No período de três dias, o presidente Jair Bolsonaro conseguiu desrespeitar feio as pessoas que vivem com HIV, demonstrando ignorância, intolerância e preconceito. Começou na última quarta (5) quando, ao defender o programa de prevenção à gravidez na adolescência da ministra Damares Alves (Mulher, Família e Direitos Humanos), afirmou que uma pessoa com HIV representa “uma despesa para todos no Brasil”.
No sábado (8), ao reclamar das reportagens sobre o tema, referiu-se aos soropositivos como “aidéticos”. Disse que tem “pena” deles e que faltou a eles “uma mãe, uma avó que pudesse dar orientação para não começar a fazer sexo tão cedo.” “Estou levando porrada de tudo quanto é grupo de pessoas que tem este problema lamentavelmente”, queixou-se, culpando mais uma vez os jornalistas.

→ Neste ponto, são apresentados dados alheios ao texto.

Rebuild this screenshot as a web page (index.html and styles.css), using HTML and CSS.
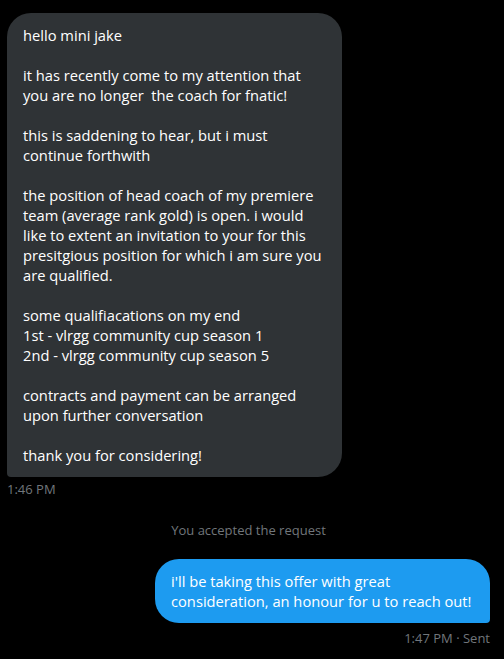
FILE: index.html
```html
<!DOCTYPE html>
<html lang="en">
<head>
    <meta charset="UTF-8">
    <meta name="viewport" content="width=device-width, initial-scale=1.0">
    <title>Messages</title>
    <link rel="stylesheet" href="styles.css">
</head>
<body>
    <main class="conversation">
        <div class="entry received">
            <div class="bubble">
                <p>hello mini jake</p>
                <p>it has recently come to my attention that<br>you are no longer&nbsp; the coach for fnatic!</p>
                <p>this is saddening to hear, but i must<br>continue forthwith</p>
                <p>the position of head coach of my premiere<br>team (average rank gold) is open. i would<br>like to extent an invitation to your for this<br>presitgious position for which i am sure you<br>are qualified.</p>
                <p>some qualifiacations on my end<br>1st - vlrgg community cup season 1<br>2nd - vlrgg community cup season 5</p>
                <p>contracts and payment can be arranged<br>upon further conversation</p>
                <p>thank you for considering!</p>
            </div>
            <div class="meta">1:46 PM</div>
        </div>

        <div class="notice">You accepted the request</div>

        <div class="entry sent">
            <div class="bubble">
                <p>i'll be taking this offer with great<br>consideration, an honour for u to reach out!</p>
            </div>
            <div class="meta">1:47 PM · Sent</div>
        </div>
    </main>
</body>
</html>
```

FILE: styles.css
```css
body {
    margin: 0;
    padding: 0;
    background-color: #000;
    color: #e7e9ea;
    font-family: "Open Sans", "Noto Sans", sans-serif;
}

.conversation {
    padding: 13px 14px 0 7px;
    display: flex;
    flex-direction: column;
}

.entry {
    display: flex;
    flex-direction: column;
}

.entry.received {
    align-items: flex-start;
}

.entry.sent {
    align-items: flex-end;
}

.bubble {
    width: 335px;
    box-sizing: border-box;
    padding: 12px 16px;
    font-size: 14.7px;
    line-height: 20px;
    color: #fff;
    border-radius: 24px;
}

.bubble p {
    margin: 0 0 20px;
}

.bubble p:last-child {
    margin-bottom: 0;
}

.received .bubble {
    background-color: #2f3336;
    border-bottom-left-radius: 4px;
}

.sent .bubble {
    background-color: #1d9bf0;
    border-bottom-right-radius: 4px;
}

.meta {
    margin-top: 4px;
    font-size: 13px;
    line-height: 16px;
    color: #71767b;
}

.sent .meta {
    margin-top: 7px;
}

.notice {
    margin: 25px 0 21px;
    text-align: center;
    font-size: 13px;
    line-height: 16px;
    color: #71767b;
}
```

Levando porrada com razão, presidente. É inadmissível o dirigente de uma nação falar tamanhos absurdos. Para começo de conversa, políticas que propõem abstinência sexual para adolescentes são sabidamente ineficazes, segundo diversas revisões científicas. E, em última instância, até prejudiciais por impedir a discussão da sexualidade, da tolerância e do respeito à diversidade.
Agora, vamos ao artigo 196 à Constituição Federal: a saúde é um direito de todos e dever do Estado. Pessoas com HIV, diabetes, hipertensão e tantas outras doenças têm direito ao tratamento. Por que o incômodo apenas com os soropositivos? Ah! Porque essas pessoas podem ter exposto ao risco tendo relações sexuais desprotegidas.

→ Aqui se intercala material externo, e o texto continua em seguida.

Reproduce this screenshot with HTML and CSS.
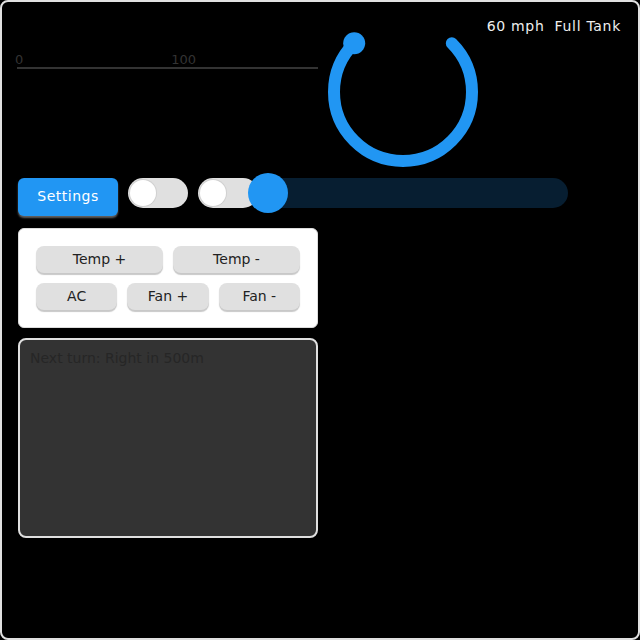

Vamos lá: o senhor pensaria da mesma forma em relação a um diabético ou hipertenso que se tornou doente por obesidade e sedentarismo? O caminho é esse mesmo? Responsabilizar os doentes e isentar o Estado de garantir o acesso à saúde para todos?
Outro ponto importante que é preciso deixar muito claro sobre a tal “despesa”. Uma pessoa com HIV que segue o tratamento corretamente e tem sua carga viral indetectável não transmite o vírus. Portanto, a terapia antirretroviral é também investimento em prevenção, sem contar que traz bem-estar a essas pessoas.

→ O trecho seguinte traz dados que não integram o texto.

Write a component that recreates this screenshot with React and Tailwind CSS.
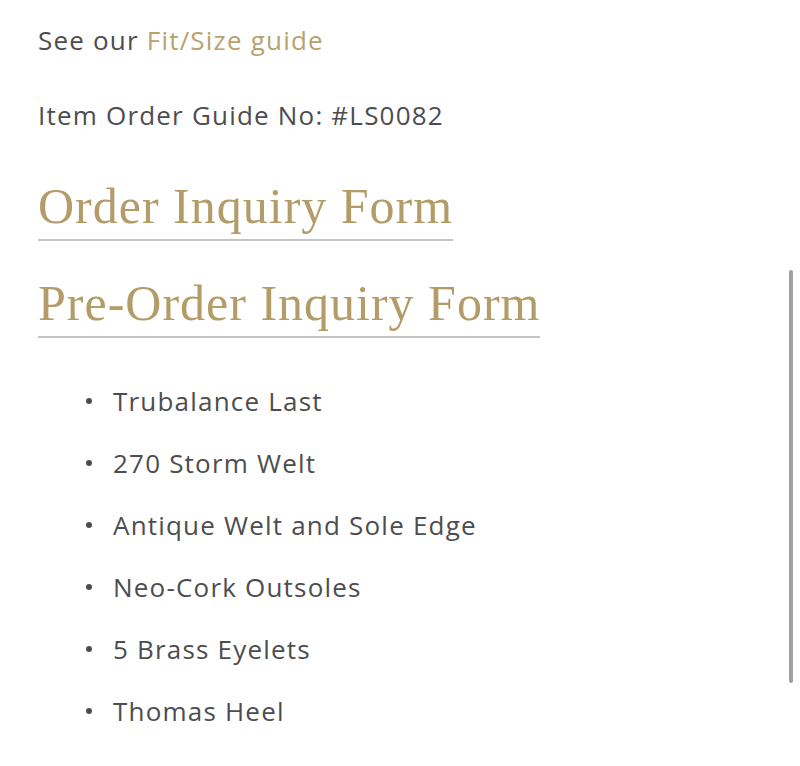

Há décadas que o termo aidético é considerado preconceituoso, estigmatizante. As pessoas com HIV só desenvolvem a Aids, um conjunto de sinais e sintomas, quando seus organismos não conseguem mais se defender das doenças oportunistas, causadas pela baixa imunidade. Portanto, chamar alguém de aidético é estigmatizá-lo, tornando-o sinônimo de uma doença que, muitas vezes, ele nem chegou a desenvolver.
Bolsonaro também parece ignorar que não são apenas os adolescentes que se infectam com o vírus da HIV. Embora os homens jovens, pretos e gays continuem sendo o grupo mais vulnerável, há muitas mulheres casadas que contraíram o vírus de seus maridos. Entre os idosos, também há crescimento dos casos. Em São Paulo, houve um salto de 15% entre 2017 e 2019, segundo a Secretaria Municipal da Saúde.
No Brasil, entre 2007 e 2017, os diagnósticos de HIV cresceram sete vezes entre esse público. Mas praticamente não há campanhas preventivas ou políticas públicas voltadas para ele, mesmo que hoje os idosos estejam mais ativos sexualmente do que nunca por conta dos aplicativos de paquera e o livre comércio de medicamentos para disfunção erétil.
E aí, presidente? Vai propor política de abstinência sexual para os casais e idosos também?
As falas de Bolsonaro remetem aos anos 1980, início da epidemia do HIV/Aids. Destilam o mesmo preconceito e discriminação que ainda perseguem os soropositivos e atravancam o controle da epidemia no país. A sociedade civil não pode se calar diante disso.